START Data entries

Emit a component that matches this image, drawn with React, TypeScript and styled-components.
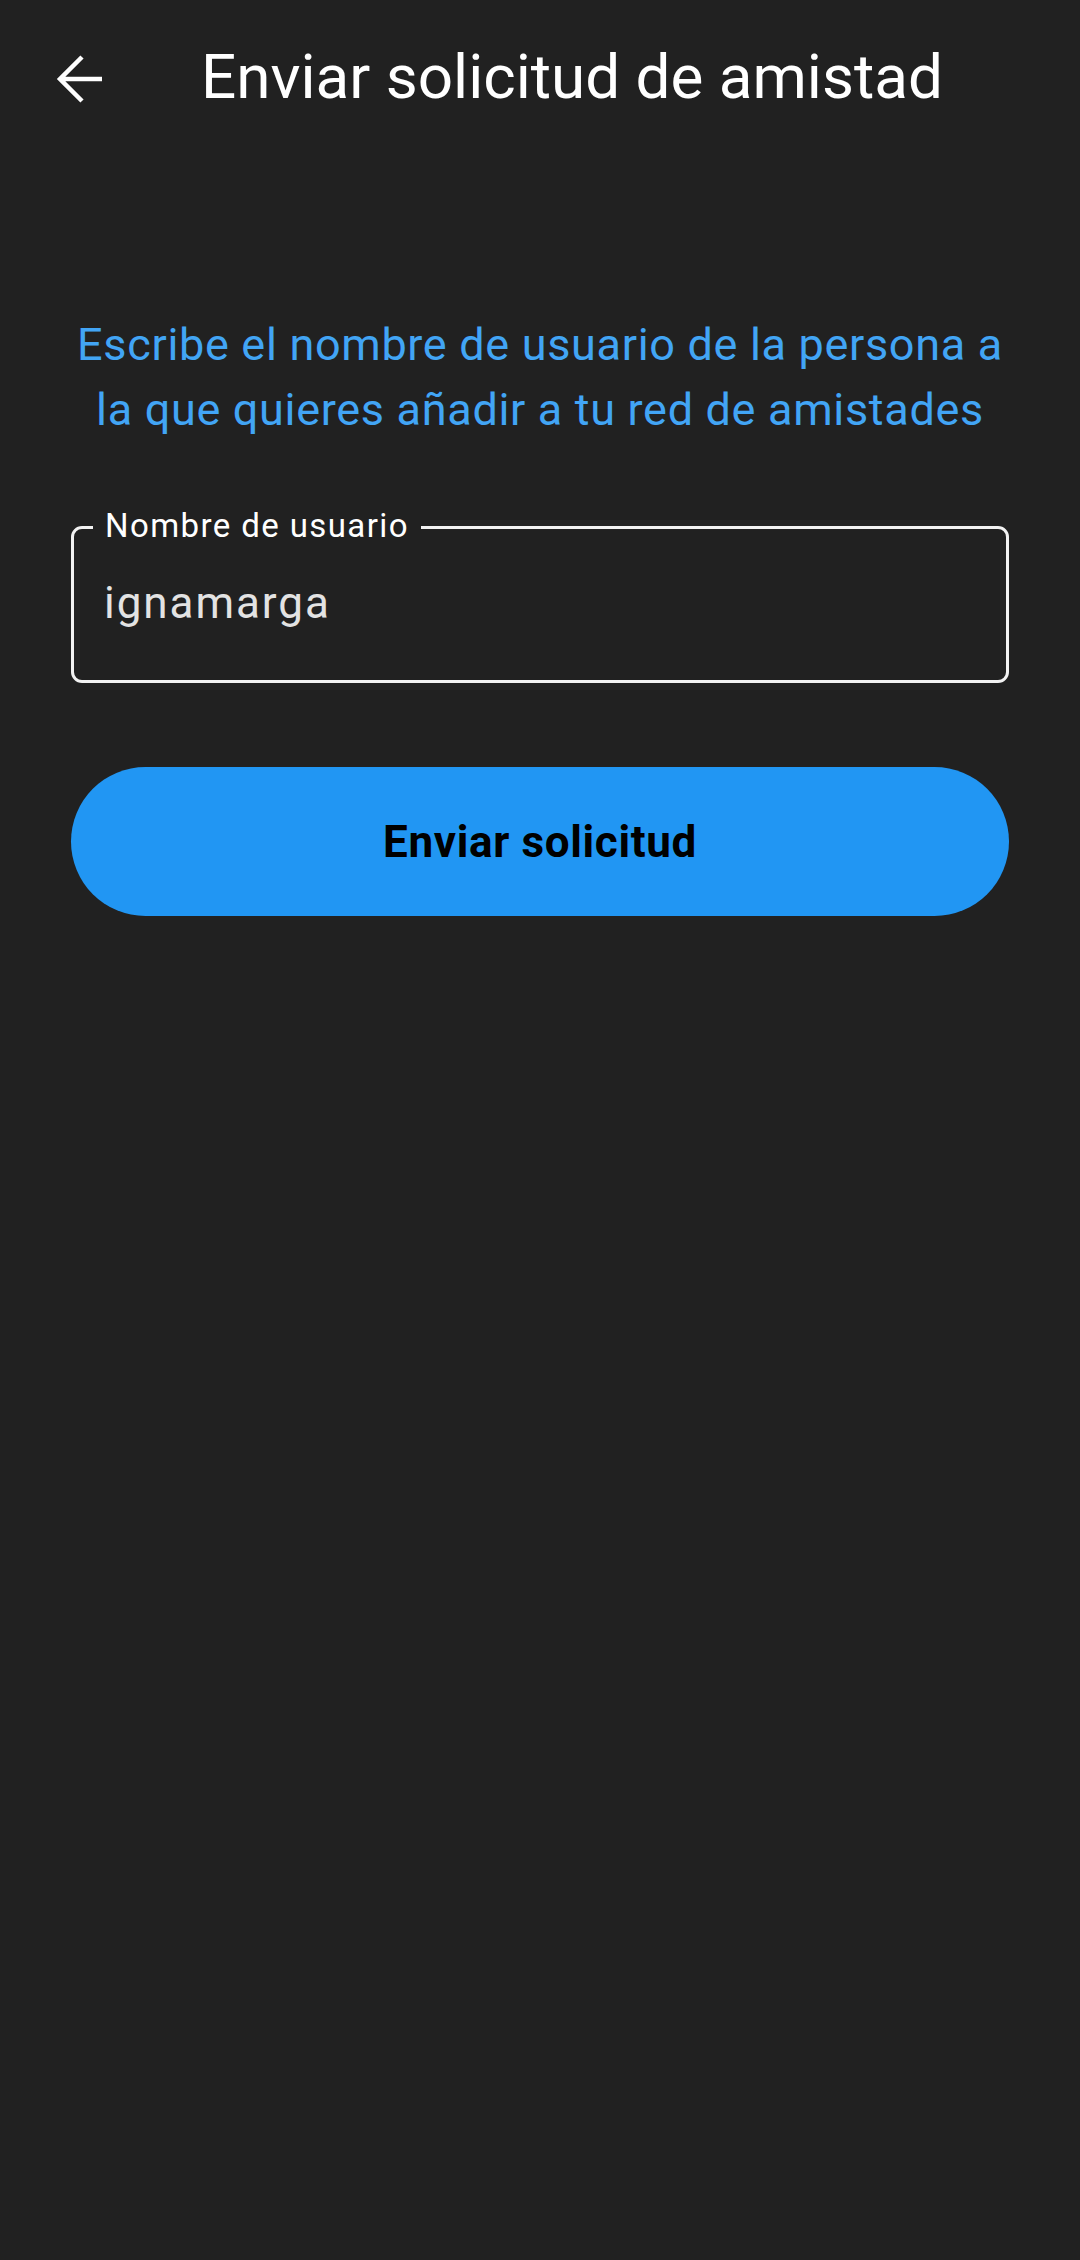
import React from "react";
import styled, { createGlobalStyle } from "styled-components";

const Global = createGlobalStyle`
  html, body {
    margin: 0;
    padding: 0;
    background: #212121;
  }
  body {
    font-family: Roboto, "Noto Sans", "Liberation Sans", sans-serif;
    -webkit-font-smoothing: antialiased;
  }
  * { box-sizing: border-box; }
`;

const Screen = styled.div`
  width: 1080px;
  min-height: 2260px;
  background: #212121;
  display: flex;
  flex-direction: column;
`;

const AppBar = styled.header`
  height: 158px;
  display: flex;
  align-items: center;
  padding-left: 43px;
`;

const BackButton = styled.button`
  width: 72px;
  height: 72px;
  padding: 0;
  border: none;
  background: transparent;
  display: flex;
  align-items: center;
  justify-content: center;
  cursor: pointer;
`;

const Title = styled.h1`
  margin: 0 0 0 86px;
  padding-bottom: 4px;
  font-family: Roboto, "Noto Sans", sans-serif;
  font-weight: 400;
  font-size: 62px;
  line-height: 72px;
  letter-spacing: 0;
  color: #ffffff;
  white-space: nowrap;
`;

const Body = styled.main`
  display: flex;
  flex-direction: column;
  padding: 154px 71px 0 71px;
`;

const Intro = styled.p`
  margin: 0;
  padding: 0;
  text-align: center;
  font-family: Roboto, "Noto Sans", sans-serif;
  font-size: 45px;
  line-height: 65px;
  letter-spacing: 0.68px;
  color: #42a5f5;
`;

const Field = styled.div`
  position: relative;
  margin-top: 84px;
  height: 157px;
  border: 3px solid #f2f2f2;
  border-radius: 11px;
  padding: 48px 30px 0 30px;
`;

const FieldLabel = styled.label`
  position: absolute;
  top: -21px;
  left: 19px;
  padding: 0 12px;
  background: #212121;
  font-family: Roboto, "Noto Sans", sans-serif;
  font-size: 33px;
  line-height: 36px;
  letter-spacing: 1.4px;
  color: #ffffff;
`;

const FieldInput = styled.input`
  width: 100%;
  height: 52px;
  padding: 0;
  border: none;
  outline: none;
  background: transparent;
  font-family: Roboto, "Noto Sans", sans-serif;
  font-size: 44px;
  line-height: 52px;
  letter-spacing: 1.95px;
  color: #e3e3e3;
`;

const PrimaryButton = styled.button`
  margin-top: 84px;
  height: 149px;
  border: none;
  border-radius: 75px;
  background: #2196f3;
  display: flex;
  align-items: center;
  justify-content: center;
  font-family: Roboto, "Noto Sans", sans-serif;
  font-weight: 700;
  font-size: 44px;
  line-height: 52px;
  letter-spacing: 0.65px;
  color: #000000;
  cursor: pointer;
`;

const BackArrow = () => (
  <svg width="72" height="72" viewBox="0 0 72 72" aria-hidden="true">
    <path
      d="M59 36 H17 M39 14 L17 36 L39 58"
      fill="none"
      stroke="#ffffff"
      strokeWidth="4.5"
      strokeLinecap="butt"
      strokeLinejoin="miter"
    />
  </svg>
);

export default function App() {
  return (
    <>
      <Global />
      <Screen>
        <AppBar>
          <BackButton aria-label="Volver">
            <BackArrow />
          </BackButton>
          <Title>Enviar solicitud de amistad</Title>
        </AppBar>
        <Body>
          <Intro>
            Escribe el nombre de usuario de la persona a la que quieres añadir a
            tu red de amistades
          </Intro>
          <Field>
            <FieldLabel htmlFor="username">Nombre de usuario</FieldLabel>
            <FieldInput id="username" defaultValue="ignamarga" />
          </Field>
          <PrimaryButton>Enviar solicitud</PrimaryButton>
        </Body>
      </Screen>
    </>
  );
}
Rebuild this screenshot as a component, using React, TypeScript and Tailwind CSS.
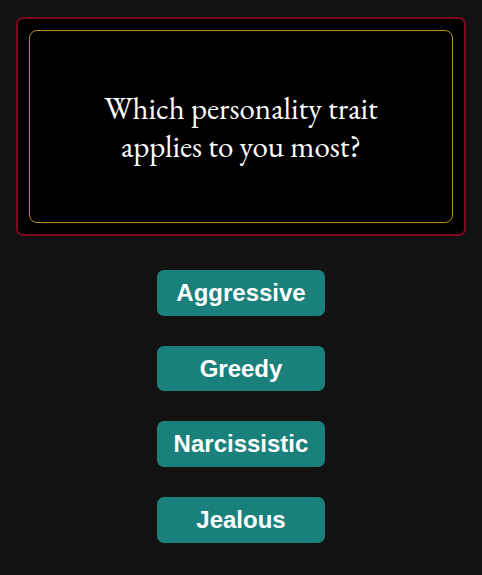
import React from "react";

const options = ["Aggressive", "Greedy", "Narcissistic", "Jealous"];

export default function App() {
  return (
    <div className="min-h-[575px] w-full bg-[#121212] pt-[17px] px-[16px]">
      <div className="w-[450px] h-[219px] rounded-[7px] border-2 border-[#7a0a1c] bg-black p-[11px]">
        <div className="h-full w-full rounded-[8px] border border-[#b8901a] flex items-center justify-center">
          <p
            className="text-center text-white text-[31px] leading-[38px] w-[320px]"
            style={{ fontFamily: '"EB Garamond", "Liberation Serif", serif' }}
          >
            Which personality trait applies to you most?
          </p>
        </div>
      </div>
      <div className="mt-[34px] flex flex-col items-center gap-[30px]">
        {options.map((o) => (
          <button
            key={o}
            className="w-[168px] h-[45.7px] rounded-[7px] bg-[#1a807b] text-white text-[24px] font-bold flex items-center justify-center"
            style={{ fontFamily: '"Liberation Sans", Arial, sans-serif' }}
          >
            {o}
          </button>
        ))}
      </div>
    </div>
  );
}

END Data entries

**Short problem**. Copy the records exactly as they appear, excluding images.

**Result for this task**.
Emit a component that matches this image, drawn with React, TypeScript and styled-components.
import React from "react";
import styled, { createGlobalStyle } from "styled-components";

const Global = createGlobalStyle`
  html, body {
    margin: 0;
    padding: 0;
    background: #212121;
  }
  body {
    font-family: Roboto, "Noto Sans", "Liberation Sans", sans-serif;
    -webkit-font-smoothing: antialiased;
  }
  * { box-sizing: border-box; }
`;

const Screen = styled.div`
  width: 1080px;
  min-height: 2260px;
  background: #212121;
  display: flex;
  flex-direction: column;
`;

const AppBar = styled.header`
  height: 158px;
  display: flex;
  align-items: center;
  padding-left: 43px;
`;

const BackButton = styled.button`
  width: 72px;
  height: 72px;
  padding: 0;
  border: none;
  background: transparent;
  display: flex;
  align-items: center;
  justify-content: center;
  cursor: pointer;
`;

const Title = styled.h1`
  margin: 0 0 0 86px;
  padding-bottom: 4px;
  font-family: Roboto, "Noto Sans", sans-serif;
  font-weight: 400;
  font-size: 62px;
  line-height: 72px;
  letter-spacing: 0;
  color: #ffffff;
  white-space: nowrap;
`;

const Body = styled.main`
  display: flex;
  flex-direction: column;
  padding: 154px 71px 0 71px;
`;

const Intro = styled.p`
  margin: 0;
  padding: 0;
  text-align: center;
  font-family: Roboto, "Noto Sans", sans-serif;
  font-size: 45px;
  line-height: 65px;
  letter-spacing: 0.68px;
  color: #42a5f5;
`;

const Field = styled.div`
  position: relative;
  margin-top: 84px;
  height: 157px;
  border: 3px solid #f2f2f2;
  border-radius: 11px;
  padding: 48px 30px 0 30px;
`;

const FieldLabel = styled.label`
  position: absolute;
  top: -21px;
  left: 19px;
  padding: 0 12px;
  background: #212121;
  font-family: Roboto, "Noto Sans", sans-serif;
  font-size: 33px;
  line-height: 36px;
  letter-spacing: 1.4px;
  color: #ffffff;
`;

const FieldInput = styled.input`
  width: 100%;
  height: 52px;
  padding: 0;
  border: none;
  outline: none;
  background: transparent;
  font-family: Roboto, "Noto Sans", sans-serif;
  font-size: 44px;
  line-height: 52px;
  letter-spacing: 1.95px;
  color: #e3e3e3;
`;

const PrimaryButton = styled.button`
  margin-top: 84px;
  height: 149px;
  border: none;
  border-radius: 75px;
  background: #2196f3;
  display: flex;
  align-items: center;
  justify-content: center;
  font-family: Roboto, "Noto Sans", sans-serif;
  font-weight: 700;
  font-size: 44px;
  line-height: 52px;
  letter-spacing: 0.65px;
  color: #000000;
  cursor: pointer;
`;

const BackArrow = () => (
  <svg width="72" height="72" viewBox="0 0 72 72" aria-hidden="true">
    <path
      d="M59 36 H17 M39 14 L17 36 L39 58"
      fill="none"
      stroke="#ffffff"
      strokeWidth="4.5"
      strokeLinecap="butt"
      strokeLinejoin="miter"
    />
  </svg>
);

export default function App() {
  return (
    <>
      <Global />
      <Screen>
        <AppBar>
          <BackButton aria-label="Volver">
            <BackArrow />
          </BackButton>
          <Title>Enviar solicitud de amistad</Title>
        </AppBar>
        <Body>
          <Intro>
            Escribe el nombre de usuario de la persona a la que quieres añadir a
            tu red de amistades
          </Intro>
          <Field>
            <FieldLabel htmlFor="username">Nombre de usuario</FieldLabel>
            <FieldInput id="username" defaultValue="ignamarga" />
          </Field>
          <PrimaryButton>Enviar solicitud</PrimaryButton>
        </Body>
      </Screen>
    </>
  );
}
Rebuild this screenshot as a component, using React, TypeScript and Tailwind CSS.
import React from "react";

const options = ["Aggressive", "Greedy", "Narcissistic", "Jealous"];

export default function App() {
  return (
    <div className="min-h-[575px] w-full bg-[#121212] pt-[17px] px-[16px]">
      <div className="w-[450px] h-[219px] rounded-[7px] border-2 border-[#7a0a1c] bg-black p-[11px]">
        <div className="h-full w-full rounded-[8px] border border-[#b8901a] flex items-center justify-center">
          <p
            className="text-center text-white text-[31px] leading-[38px] w-[320px]"
            style={{ fontFamily: '"EB Garamond", "Liberation Serif", serif' }}
          >
            Which personality trait applies to you most?
          </p>
        </div>
      </div>
      <div className="mt-[34px] flex flex-col items-center gap-[30px]">
        {options.map((o) => (
          <button
            key={o}
            className="w-[168px] h-[45.7px] rounded-[7px] bg-[#1a807b] text-white text-[24px] font-bold flex items-center justify-center"
            style={{ fontFamily: '"Liberation Sans", Arial, sans-serif' }}
          >
            {o}
          </button>
        ))}
      </div>
    </div>
  );
}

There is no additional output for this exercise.